In this Delhi mansion gearing up for a wedding, dark secrets abound but don’t get in the way of the music. Wedding songs and item songs rollick their way through Mira Nair’s Monsoon Wedding (2001) and its tangle of family anxieties, shot nerves, confused feelings and childhood traumas that never really go away.
As weddings go, this one is also a mix of solemnity and fun, resulting in a mixtape that includes traditional tunes as well as the dance numbers that were current in that decade. For that reason, there’s a whiff of easy familiarity about the music. Many of the melodies have been heard – and loved – before.
And what’s a wedding without late night banter, coy young people, innuendo and songs that skip along, help you break into dance but also speak, as they have for centuries, of new beginnings, the warmth of family, and everlasting union.
If it’s a high-pitched Punjabi number, you want Sukhwinder Singh in it. With Ajj Mera Jee Kardaa, in the style of ghodiyaan, traditional Punjabi wedding songs ung by the groom’s family, he reels you in effortlessly, and long after the album ends, you remain in thrall of its magnetic beat. It is an invocation for rain, so that the harvest is bountiful, and the lyrics are lush with the imagery of green fields and grain and the many joys that the impending nuptials have brought to the family.
“I’m so happy today, I could fly with the winds,” the song goes, suffused with gratitude for a sincere “I-couldn’t-wish-for-anything-more” delight in the proceedings. “As the shehnais resound,” it continues, “a multitude of joys go dancing, skipping through my house, and all darkness has disappeared.”

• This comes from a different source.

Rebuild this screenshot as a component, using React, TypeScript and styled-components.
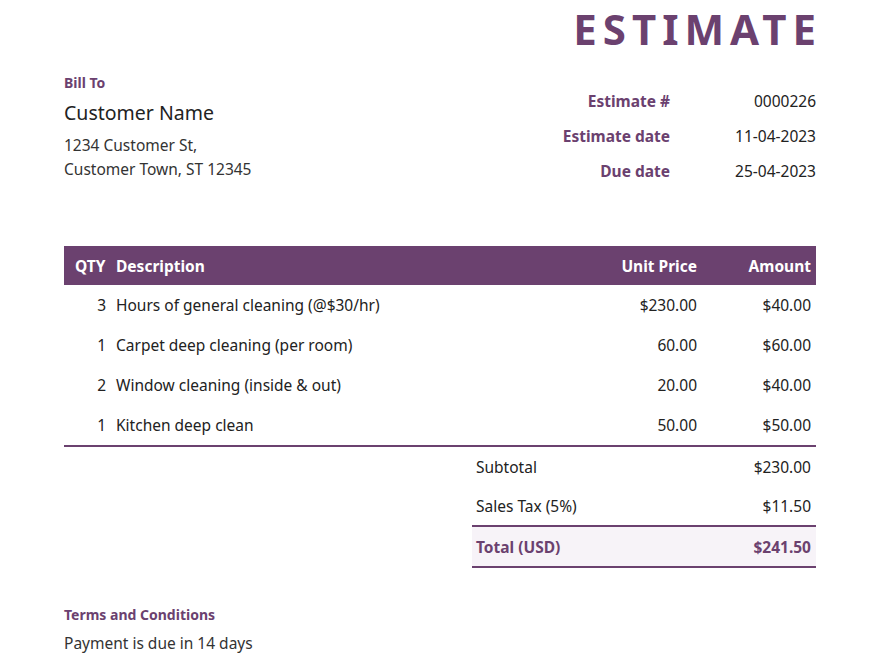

The instrumental pieces by Mychael Danna (Your Good Name, Banished, Love and Marigolds) are reserved for the parallel love story of wedding Dubey (Vijay Raaz) and Alice (Tilottama Shome), the young woman who works as a domestic help in the house. Those scenes have a touch of the comic, particularly in when conveying the agony and clumsiness of the marigold-chewing lover. But you wouldn’t know it from the music devoted to the couple. Flute interludes segue into gentle sitar and santoor sounds, and then, a more unabashed sarangi – because theirs is the quieter affair, conducted without noisy and nosy relatives and friends, but also anxious because that crucial social ingredient is absent. Alice and Dubey are on their own, trying to make sense of their feelings against the tumult of the ongoing celebrations in the household they work for. The sense of uncertainty and nervousness is conveyed perfectly by the slow moving music.
Another contemplative number is Fabric/Aaja Saawariya, a thumri composed by Jaidev for Gaman and sung by Hari Devi Mishra, amped up with bass and synthesizer by Midival Punditz. It accompanies the homeward-bound Dubey as he navigates the bylanes of Old Delhi, and throbs in sync with the energy of the street. Few songs have been able to add a contemporary overlay to the archaic ambience of Old Delhi – the movie Delhi-6 comes close but still doesn’t have the natural rhythm of Aaja Saawariya.
Old tunes are brought out and dusted as the family convenes in the evenings for more song and dance. The Faiz Ahmed Faiz favourite Aaj Jaane Ki Zid Na Karo is one of those comforters. This is where you lean back against someone you love, and wistfully recall the first or second love who had introduced you to the song.
Chunari is the work of Anu Malik, originally composed for Biwi No. 1, and an opportunity for the younger lot at the wedding to showcase their availability for romantic dalliances. Singer Anuradha Sriram gives it extra oomph with a deliberate twang on key words.
The monsoon arrives almost like a benediction. Hans Raj Hans and Bally Sagoo kick up the tempo yet another notch with Aaja Nachle, as the protagonists assemble for the rain-soaked wedding ceremony and shake off the accumulated stress of the past few days.
Monsoon Wedding will soon be on Broadway with 21 songs composed by Vishal Bhardwaj. It will be refreshing to have original scores for this plot. There is plenty for Bhardwaj to play with – colours and flowers, intriguing sub-plots, and of course, lots of rain.